- _Set task_:
Below are some entries. Output each one exactly as it appears.

- _Task material_:

────────────────

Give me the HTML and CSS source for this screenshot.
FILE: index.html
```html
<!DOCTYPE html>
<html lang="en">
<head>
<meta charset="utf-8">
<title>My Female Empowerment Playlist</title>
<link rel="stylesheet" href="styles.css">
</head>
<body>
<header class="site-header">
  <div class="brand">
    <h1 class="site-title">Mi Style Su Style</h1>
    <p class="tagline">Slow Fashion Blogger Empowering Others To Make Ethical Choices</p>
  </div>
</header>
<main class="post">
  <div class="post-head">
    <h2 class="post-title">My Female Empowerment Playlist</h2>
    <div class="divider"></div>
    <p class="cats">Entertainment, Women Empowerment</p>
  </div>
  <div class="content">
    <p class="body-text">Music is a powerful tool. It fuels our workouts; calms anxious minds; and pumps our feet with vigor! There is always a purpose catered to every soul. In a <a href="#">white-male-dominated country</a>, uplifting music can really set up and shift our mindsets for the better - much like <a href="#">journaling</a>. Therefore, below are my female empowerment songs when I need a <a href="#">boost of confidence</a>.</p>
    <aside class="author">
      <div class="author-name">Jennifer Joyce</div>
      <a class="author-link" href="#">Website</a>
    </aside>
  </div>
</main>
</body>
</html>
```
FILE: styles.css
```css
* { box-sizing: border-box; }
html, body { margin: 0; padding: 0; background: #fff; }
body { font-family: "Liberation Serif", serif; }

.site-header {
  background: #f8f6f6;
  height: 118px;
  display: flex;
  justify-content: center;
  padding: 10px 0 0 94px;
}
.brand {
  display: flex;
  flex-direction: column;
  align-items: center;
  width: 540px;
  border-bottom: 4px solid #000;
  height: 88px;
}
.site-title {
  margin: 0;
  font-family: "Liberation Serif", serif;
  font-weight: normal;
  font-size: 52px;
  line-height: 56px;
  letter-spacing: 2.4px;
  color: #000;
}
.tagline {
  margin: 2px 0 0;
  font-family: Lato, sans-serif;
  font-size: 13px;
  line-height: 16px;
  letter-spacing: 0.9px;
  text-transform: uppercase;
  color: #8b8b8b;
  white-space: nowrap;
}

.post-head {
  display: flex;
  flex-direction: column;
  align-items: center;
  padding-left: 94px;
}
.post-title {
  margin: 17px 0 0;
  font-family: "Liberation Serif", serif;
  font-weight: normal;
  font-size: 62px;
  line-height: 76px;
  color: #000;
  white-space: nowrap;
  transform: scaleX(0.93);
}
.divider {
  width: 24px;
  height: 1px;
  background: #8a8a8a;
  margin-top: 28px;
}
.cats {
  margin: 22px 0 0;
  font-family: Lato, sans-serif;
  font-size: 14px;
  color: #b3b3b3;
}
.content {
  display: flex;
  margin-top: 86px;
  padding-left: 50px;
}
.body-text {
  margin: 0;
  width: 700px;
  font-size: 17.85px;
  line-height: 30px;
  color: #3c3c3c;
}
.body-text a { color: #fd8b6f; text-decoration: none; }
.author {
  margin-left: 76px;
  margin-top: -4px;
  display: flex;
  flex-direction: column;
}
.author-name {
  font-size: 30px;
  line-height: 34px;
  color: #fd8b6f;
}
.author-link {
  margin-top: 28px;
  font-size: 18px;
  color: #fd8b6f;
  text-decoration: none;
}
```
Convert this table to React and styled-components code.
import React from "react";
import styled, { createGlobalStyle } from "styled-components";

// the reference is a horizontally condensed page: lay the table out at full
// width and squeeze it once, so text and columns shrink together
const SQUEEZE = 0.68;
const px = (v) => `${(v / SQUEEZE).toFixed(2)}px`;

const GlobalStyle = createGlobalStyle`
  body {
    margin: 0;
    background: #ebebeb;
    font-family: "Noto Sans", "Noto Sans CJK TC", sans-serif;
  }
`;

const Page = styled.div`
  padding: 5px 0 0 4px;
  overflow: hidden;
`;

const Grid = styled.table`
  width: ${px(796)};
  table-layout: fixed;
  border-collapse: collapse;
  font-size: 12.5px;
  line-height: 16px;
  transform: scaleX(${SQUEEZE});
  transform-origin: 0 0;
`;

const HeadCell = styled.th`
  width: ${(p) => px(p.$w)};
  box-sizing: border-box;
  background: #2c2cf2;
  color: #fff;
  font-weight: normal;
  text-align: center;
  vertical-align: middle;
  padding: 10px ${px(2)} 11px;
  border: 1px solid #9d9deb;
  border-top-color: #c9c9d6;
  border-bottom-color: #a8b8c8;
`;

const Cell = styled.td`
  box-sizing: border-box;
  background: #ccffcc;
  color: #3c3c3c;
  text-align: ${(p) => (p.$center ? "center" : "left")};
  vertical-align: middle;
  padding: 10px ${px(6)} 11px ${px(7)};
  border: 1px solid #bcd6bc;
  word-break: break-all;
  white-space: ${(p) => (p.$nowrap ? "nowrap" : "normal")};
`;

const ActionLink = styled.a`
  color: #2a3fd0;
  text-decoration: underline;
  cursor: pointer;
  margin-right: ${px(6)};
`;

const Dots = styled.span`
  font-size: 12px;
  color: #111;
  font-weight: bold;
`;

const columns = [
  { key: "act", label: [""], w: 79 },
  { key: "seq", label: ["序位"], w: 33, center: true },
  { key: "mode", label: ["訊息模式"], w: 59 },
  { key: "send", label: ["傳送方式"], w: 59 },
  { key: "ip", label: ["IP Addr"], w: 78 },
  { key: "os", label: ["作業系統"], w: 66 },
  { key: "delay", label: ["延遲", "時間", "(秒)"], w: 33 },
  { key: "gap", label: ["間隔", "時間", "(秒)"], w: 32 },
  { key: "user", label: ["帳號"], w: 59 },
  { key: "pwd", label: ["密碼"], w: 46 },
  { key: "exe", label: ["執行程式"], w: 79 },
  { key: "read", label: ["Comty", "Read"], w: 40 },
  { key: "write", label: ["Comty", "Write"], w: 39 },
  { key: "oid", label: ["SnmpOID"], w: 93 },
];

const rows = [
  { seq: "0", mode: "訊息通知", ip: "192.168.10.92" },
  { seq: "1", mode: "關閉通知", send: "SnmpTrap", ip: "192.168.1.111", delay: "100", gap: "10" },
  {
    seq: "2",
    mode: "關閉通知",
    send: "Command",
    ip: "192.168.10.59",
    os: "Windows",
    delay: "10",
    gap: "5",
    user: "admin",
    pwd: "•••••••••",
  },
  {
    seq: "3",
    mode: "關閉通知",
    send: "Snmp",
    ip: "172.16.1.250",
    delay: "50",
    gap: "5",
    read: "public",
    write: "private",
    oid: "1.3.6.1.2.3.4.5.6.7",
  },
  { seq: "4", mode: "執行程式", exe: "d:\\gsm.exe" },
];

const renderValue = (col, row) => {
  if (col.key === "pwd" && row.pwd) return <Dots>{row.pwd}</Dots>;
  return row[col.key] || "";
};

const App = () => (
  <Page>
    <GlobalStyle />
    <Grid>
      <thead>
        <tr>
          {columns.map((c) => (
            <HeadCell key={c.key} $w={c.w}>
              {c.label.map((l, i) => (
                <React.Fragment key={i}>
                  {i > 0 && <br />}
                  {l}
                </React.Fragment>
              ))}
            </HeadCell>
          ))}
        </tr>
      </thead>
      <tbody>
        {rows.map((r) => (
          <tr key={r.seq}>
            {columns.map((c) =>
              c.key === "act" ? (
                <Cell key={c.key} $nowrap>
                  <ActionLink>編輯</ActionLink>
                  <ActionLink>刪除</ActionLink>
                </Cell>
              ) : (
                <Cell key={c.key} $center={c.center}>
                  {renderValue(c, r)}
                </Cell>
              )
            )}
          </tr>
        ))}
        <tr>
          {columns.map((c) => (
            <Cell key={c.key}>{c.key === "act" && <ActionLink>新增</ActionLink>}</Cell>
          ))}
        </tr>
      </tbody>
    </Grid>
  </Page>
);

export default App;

────────────────

- _Written answer_:
Give me the HTML and CSS source for this screenshot.
FILE: index.html
```html
<!DOCTYPE html>
<html lang="en">
<head>
<meta charset="utf-8">
<title>My Female Empowerment Playlist</title>
<link rel="stylesheet" href="styles.css">
</head>
<body>
<header class="site-header">
  <div class="brand">
    <h1 class="site-title">Mi Style Su Style</h1>
    <p class="tagline">Slow Fashion Blogger Empowering Others To Make Ethical Choices</p>
  </div>
</header>
<main class="post">
  <div class="post-head">
    <h2 class="post-title">My Female Empowerment Playlist</h2>
    <div class="divider"></div>
    <p class="cats">Entertainment, Women Empowerment</p>
  </div>
  <div class="content">
    <p class="body-text">Music is a powerful tool. It fuels our workouts; calms anxious minds; and pumps our feet with vigor! There is always a purpose catered to every soul. In a <a href="#">white-male-dominated country</a>, uplifting music can really set up and shift our mindsets for the better - much like <a href="#">journaling</a>. Therefore, below are my female empowerment songs when I need a <a href="#">boost of confidence</a>.</p>
    <aside class="author">
      <div class="author-name">Jennifer Joyce</div>
      <a class="author-link" href="#">Website</a>
    </aside>
  </div>
</main>
</body>
</html>
```
FILE: styles.css
```css
* { box-sizing: border-box; }
html, body { margin: 0; padding: 0; background: #fff; }
body { font-family: "Liberation Serif", serif; }

.site-header {
  background: #f8f6f6;
  height: 118px;
  display: flex;
  justify-content: center;
  padding: 10px 0 0 94px;
}
.brand {
  display: flex;
  flex-direction: column;
  align-items: center;
  width: 540px;
  border-bottom: 4px solid #000;
  height: 88px;
}
.site-title {
  margin: 0;
  font-family: "Liberation Serif", serif;
  font-weight: normal;
  font-size: 52px;
  line-height: 56px;
  letter-spacing: 2.4px;
  color: #000;
}
.tagline {
  margin: 2px 0 0;
  font-family: Lato, sans-serif;
  font-size: 13px;
  line-height: 16px;
  letter-spacing: 0.9px;
  text-transform: uppercase;
  color: #8b8b8b;
  white-space: nowrap;
}

.post-head {
  display: flex;
  flex-direction: column;
  align-items: center;
  padding-left: 94px;
}
.post-title {
  margin: 17px 0 0;
  font-family: "Liberation Serif", serif;
  font-weight: normal;
  font-size: 62px;
  line-height: 76px;
  color: #000;
  white-space: nowrap;
  transform: scaleX(0.93);
}
.divider {
  width: 24px;
  height: 1px;
  background: #8a8a8a;
  margin-top: 28px;
}
.cats {
  margin: 22px 0 0;
  font-family: Lato, sans-serif;
  font-size: 14px;
  color: #b3b3b3;
}
.content {
  display: flex;
  margin-top: 86px;
  padding-left: 50px;
}
.body-text {
  margin: 0;
  width: 700px;
  font-size: 17.85px;
  line-height: 30px;
  color: #3c3c3c;
}
.body-text a { color: #fd8b6f; text-decoration: none; }
.author {
  margin-left: 76px;
  margin-top: -4px;
  display: flex;
  flex-direction: column;
}
.author-name {
  font-size: 30px;
  line-height: 34px;
  color: #fd8b6f;
}
.author-link {
  margin-top: 28px;
  font-size: 18px;
  color: #fd8b6f;
  text-decoration: none;
}
```
Convert this table to React and styled-components code.
import React from "react";
import styled, { createGlobalStyle } from "styled-components";

// the reference is a horizontally condensed page: lay the table out at full
// width and squeeze it once, so text and columns shrink together
const SQUEEZE = 0.68;
const px = (v) => `${(v / SQUEEZE).toFixed(2)}px`;

const GlobalStyle = createGlobalStyle`
  body {
    margin: 0;
    background: #ebebeb;
    font-family: "Noto Sans", "Noto Sans CJK TC", sans-serif;
  }
`;

const Page = styled.div`
  padding: 5px 0 0 4px;
  overflow: hidden;
`;

const Grid = styled.table`
  width: ${px(796)};
  table-layout: fixed;
  border-collapse: collapse;
  font-size: 12.5px;
  line-height: 16px;
  transform: scaleX(${SQUEEZE});
  transform-origin: 0 0;
`;

const HeadCell = styled.th`
  width: ${(p) => px(p.$w)};
  box-sizing: border-box;
  background: #2c2cf2;
  color: #fff;
  font-weight: normal;
  text-align: center;
  vertical-align: middle;
  padding: 10px ${px(2)} 11px;
  border: 1px solid #9d9deb;
  border-top-color: #c9c9d6;
  border-bottom-color: #a8b8c8;
`;

const Cell = styled.td`
  box-sizing: border-box;
  background: #ccffcc;
  color: #3c3c3c;
  text-align: ${(p) => (p.$center ? "center" : "left")};
  vertical-align: middle;
  padding: 10px ${px(6)} 11px ${px(7)};
  border: 1px solid #bcd6bc;
  word-break: break-all;
  white-space: ${(p) => (p.$nowrap ? "nowrap" : "normal")};
`;

const ActionLink = styled.a`
  color: #2a3fd0;
  text-decoration: underline;
  cursor: pointer;
  margin-right: ${px(6)};
`;

const Dots = styled.span`
  font-size: 12px;
  color: #111;
  font-weight: bold;
`;

const columns = [
  { key: "act", label: [""], w: 79 },
  { key: "seq", label: ["序位"], w: 33, center: true },
  { key: "mode", label: ["訊息模式"], w: 59 },
  { key: "send", label: ["傳送方式"], w: 59 },
  { key: "ip", label: ["IP Addr"], w: 78 },
  { key: "os", label: ["作業系統"], w: 66 },
  { key: "delay", label: ["延遲", "時間", "(秒)"], w: 33 },
  { key: "gap", label: ["間隔", "時間", "(秒)"], w: 32 },
  { key: "user", label: ["帳號"], w: 59 },
  { key: "pwd", label: ["密碼"], w: 46 },
  { key: "exe", label: ["執行程式"], w: 79 },
  { key: "read", label: ["Comty", "Read"], w: 40 },
  { key: "write", label: ["Comty", "Write"], w: 39 },
  { key: "oid", label: ["SnmpOID"], w: 93 },
];

const rows = [
  { seq: "0", mode: "訊息通知", ip: "192.168.10.92" },
  { seq: "1", mode: "關閉通知", send: "SnmpTrap", ip: "192.168.1.111", delay: "100", gap: "10" },
  {
    seq: "2",
    mode: "關閉通知",
    send: "Command",
    ip: "192.168.10.59",
    os: "Windows",
    delay: "10",
    gap: "5",
    user: "admin",
    pwd: "•••••••••",
  },
  {
    seq: "3",
    mode: "關閉通知",
    send: "Snmp",
    ip: "172.16.1.250",
    delay: "50",
    gap: "5",
    read: "public",
    write: "private",
    oid: "1.3.6.1.2.3.4.5.6.7",
  },
  { seq: "4", mode: "執行程式", exe: "d:\\gsm.exe" },
];

const renderValue = (col, row) => {
  if (col.key === "pwd" && row.pwd) return <Dots>{row.pwd}</Dots>;
  return row[col.key] || "";
};

const App = () => (
  <Page>
    <GlobalStyle />
    <Grid>
      <thead>
        <tr>
          {columns.map((c) => (
            <HeadCell key={c.key} $w={c.w}>
              {c.label.map((l, i) => (
                <React.Fragment key={i}>
                  {i > 0 && <br />}
                  {l}
                </React.Fragment>
              ))}
            </HeadCell>
          ))}
        </tr>
      </thead>
      <tbody>
        {rows.map((r) => (
          <tr key={r.seq}>
            {columns.map((c) =>
              c.key === "act" ? (
                <Cell key={c.key} $nowrap>
                  <ActionLink>編輯</ActionLink>
                  <ActionLink>刪除</ActionLink>
                </Cell>
              ) : (
                <Cell key={c.key} $center={c.center}>
                  {renderValue(c, r)}
                </Cell>
              )
            )}
          </tr>
        ))}
        <tr>
          {columns.map((c) => (
            <Cell key={c.key}>{c.key === "act" && <ActionLink>新增</ActionLink>}</Cell>
          ))}
        </tr>
      </tbody>
    </Grid>
  </Page>
);

export default App;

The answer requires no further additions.